A case study of heat transmission in a Williamson fluid flow through a ciliated porous channel: A semi-numerical approach

Abstract

Williamson fluid with cilia motion helps to understand the non-Newtonian fluids' rheological characteristics and get better heat transmission rates. Thus, the current problem is intended to semi-numerically discuss the heat transmission in Williamson fluid flow through a ciliated channel under a Magnetic field and Porous Medium. Mathematical modeling of the intended problem complicates the PDE system in viscous dissipation. The complex system of PDEs is transformed from wave to fixed frame under the low Reynolds number and long wavelength approximation.
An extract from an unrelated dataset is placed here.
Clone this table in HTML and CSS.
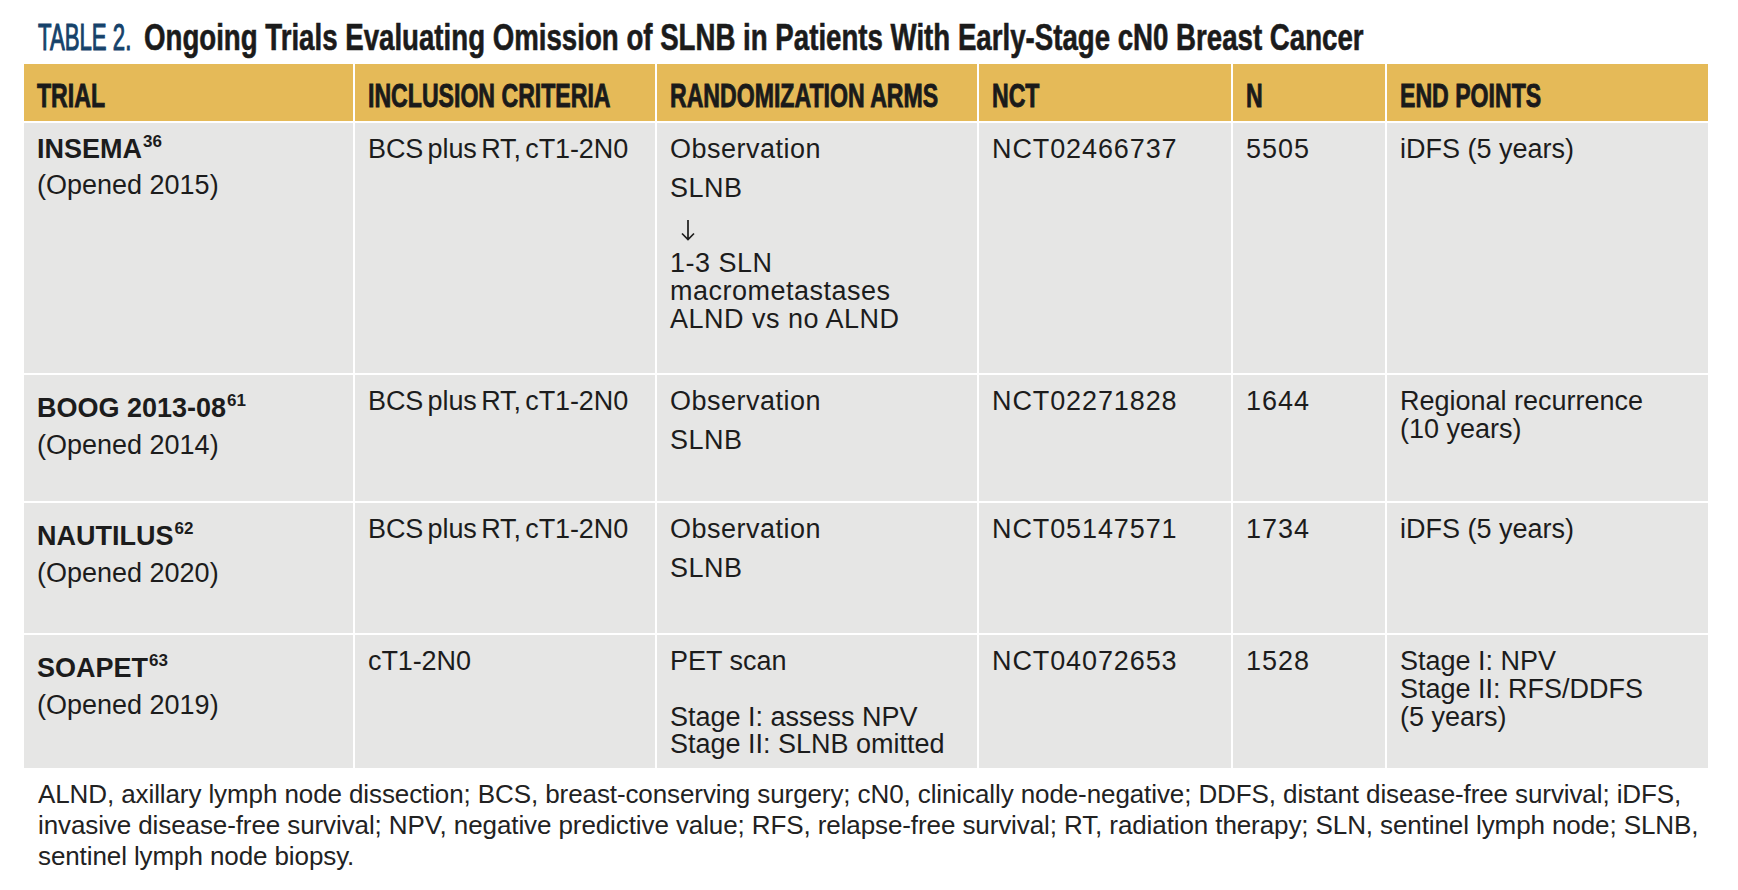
FILE: index.html
```html
<!DOCTYPE html>
<html lang="en">
<head>
<meta charset="utf-8">
<title>Table 2</title>
<link rel="stylesheet" href="styles.css">
</head>
<body>
<div class="page">
  <h1 class="title"><span class="title-label"><span class="sx-label">TABLE 2.</span></span><span class="title-main"><span class="sx-main">Ongoing Trials Evaluating Omission of SLNB in Patients With Early-Stage cN0 Breast Cancer</span></span></h1>

  <div class="table">
    <div class="th"><span class="cond">TRIAL</span></div>
    <div class="th"><span class="cond">INCLUSION CRITERIA</span></div>
    <div class="th"><span class="cond">RANDOMIZATION ARMS</span></div>
    <div class="th"><span class="cond">NCT</span></div>
    <div class="th"><span class="cond">N</span></div>
    <div class="th"><span class="cond">END POINTS</span></div>

    <div class="td trial"><b>INSEMA<sup>36</sup></b><br>(Opened 2015)</div>
    <div class="td incl">BCS plus RT, cT1-2N0</div>
    <div class="td arms wide">
      <div class="arm">Observation</div>
      <div class="arm">SLNB</div>
      <div class="arm arrow"><svg class="arrow-icon" width="16" height="22" viewBox="0 0 16 22" aria-label="↓"><path d="M8 1V20.5M2 14.5L8 20.5L14 14.5" fill="none" stroke="#1c1c1c" stroke-width="1.7"/></svg></div>
      <div class="arm-block">1-3 SLN<br>macrometastases<br>ALND vs no ALND</div>
    </div>
    <div class="td nct">NCT02466737</div>
    <div class="td num">5505</div>
    <div class="td end">iDFS (5 years)</div>

    <div class="td trial shifted"><b>BOOG 2013-08<sup>61</sup></b><br>(Opened 2014)</div>
    <div class="td incl">BCS plus RT, cT1-2N0</div>
    <div class="td arms wide">
      <div class="arm">Observation</div>
      <div class="arm">SLNB</div>
    </div>
    <div class="td nct">NCT02271828</div>
    <div class="td num">1644</div>
    <div class="td end multi">Regional recurrence<br>(10 years)</div>

    <div class="td trial shifted"><b>NAUTILUS<sup>62</sup></b><br>(Opened 2020)</div>
    <div class="td incl">BCS plus RT, cT1-2N0</div>
    <div class="td arms wide">
      <div class="arm">Observation</div>
      <div class="arm">SLNB</div>
    </div>
    <div class="td nct">NCT05147571</div>
    <div class="td num">1734</div>
    <div class="td end">iDFS (5 years)</div>

    <div class="td trial shifted"><b>SOAPET<sup>63</sup></b><br>(Opened 2019)</div>
    <div class="td incl">cT1-2N0</div>
    <div class="td arms">
      <div>PET scan</div>
      <div class="stage-block">Stage I: assess NPV<br>Stage II: SLNB omitted</div>
    </div>
    <div class="td nct">NCT04072653</div>
    <div class="td num">1528</div>
    <div class="td end multi">Stage I: NPV<br>Stage II: RFS/DDFS<br>(5 years)</div>
  </div>

  <p class="note">ALND, axillary lymph node dissection; BCS, breast-conserving surgery; cN0, clinically node-negative; DDFS, distant disease-free survival; iDFS,<br>invasive disease-free survival; NPV, negative predictive value; RFS, relapse-free survival; RT, radiation therapy; SLN, sentinel lymph node; SLNB,<br>sentinel lymph node biopsy.</p>
</div>
</body>
</html>
```

FILE: styles.css
```css
html, body {
  margin: 0;
  padding: 0;
  background: #ffffff;
}

.page {
  padding: 18px 0 0 24px;
  font-family: "Liberation Sans", Arial, sans-serif;
  color: #1c1c1c;
}

.title {
  margin: 0 0 6px 0;
  padding-left: 14px;
  height: 40px;
  line-height: 40px;
  font-size: 36px;
  white-space: nowrap;
  display: flex;
}

.title-label {
  width: 106px;
  flex: none;
}

.sx-label {
  display: inline-block;
  font-weight: 400;
  font-size: 37px;
  color: #15426a;
  transform: scaleX(0.6);
  transform-origin: 0 50%;
  -webkit-text-stroke: 1.1px #15426a;
}

.sx-main {
  display: inline-block;
  font-weight: 700;
  color: #1b1b1b;
  transform: scaleX(0.768);
  transform-origin: 0 50%;
  -webkit-text-stroke: 0.6px #1b1b1b;
}

.table {
  display: grid;
  width: 1684px;
  grid-template-columns: 329px 300px 320px 252px 152px 321px;
  grid-template-rows: 57px 250px 126px 130px 133px;
  gap: 2px;
  background: #ffffff;
}

.th {
  background: #e5ba58;
  padding: 7px 13px 0;
  line-height: 50px;
  font-size: 33px;
  font-weight: 700;
  color: #1a1a1a;
  white-space: nowrap;
}

.cond {
  display: inline-block;
  transform: scaleX(0.70);
  transform-origin: 0 50%;
  -webkit-text-stroke: 0.9px #1a1a1a;
}

.td {
  background: #e6e6e5;
  padding: 8px 13px 0;
  font-size: 27px;
  line-height: 36px;
  color: #1c1c1c;
}

.trial b {
  font-weight: 700;
}

.trial sup {
  font-size: 17px;
  line-height: 0;
  vertical-align: 11px;
  font-weight: 700;
  margin-left: 1px;
}

.trial.shifted {
  padding-top: 15px;
  line-height: 37px;
}

.incl {
  word-spacing: -3px;
  letter-spacing: -0.1px;
}

.wide {
  letter-spacing: 0.5px;
}

.arm {
  margin-bottom: 3px;
}

.arrow {
  height: 36px;
  padding-left: 10px;
}

.arrow-icon {
  display: block;
  padding-top: 10px;
}

.arm-block {
  margin-top: 4px;
  line-height: 28px;
}

.stage-block {
  margin-top: 25px;
  line-height: 27px;
}

.nct {
  letter-spacing: 0.9px;
}

.num {
  letter-spacing: 1px;
}

.end.multi {
  padding-top: 12px;
  line-height: 28px;
}

.note {
  margin: 11px 0 0;
  padding-left: 14px;
  font-size: 26px;
  letter-spacing: -0.1px;
  line-height: 31px;
  color: #222222;
}
```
Differential Transform Method (DTM) has been incorporated as an efficient semi-numerical technique to solve these dimensionless coupled nonlinear partial differential equations. The existence of a solution has been established with the DTM, and the outcomes of the boundary layer distribution are found in mathematical and graphical forms. The pertinent parameters are analyzed through graphs which are plotted by the software “Mathematica.” The current investigation suggests that the conduction process escalates heat transfer through the molecules of the liquid. It is further noticed that enhancing the values of Darcy's parameter magnitude of the velocity profile rises due to an increase in the number of pores. Finally, the present study will provide significant applications in bioengineering, medical sciences, and medical equipment for the clearance of viscoelastic fluid from dust and viruses.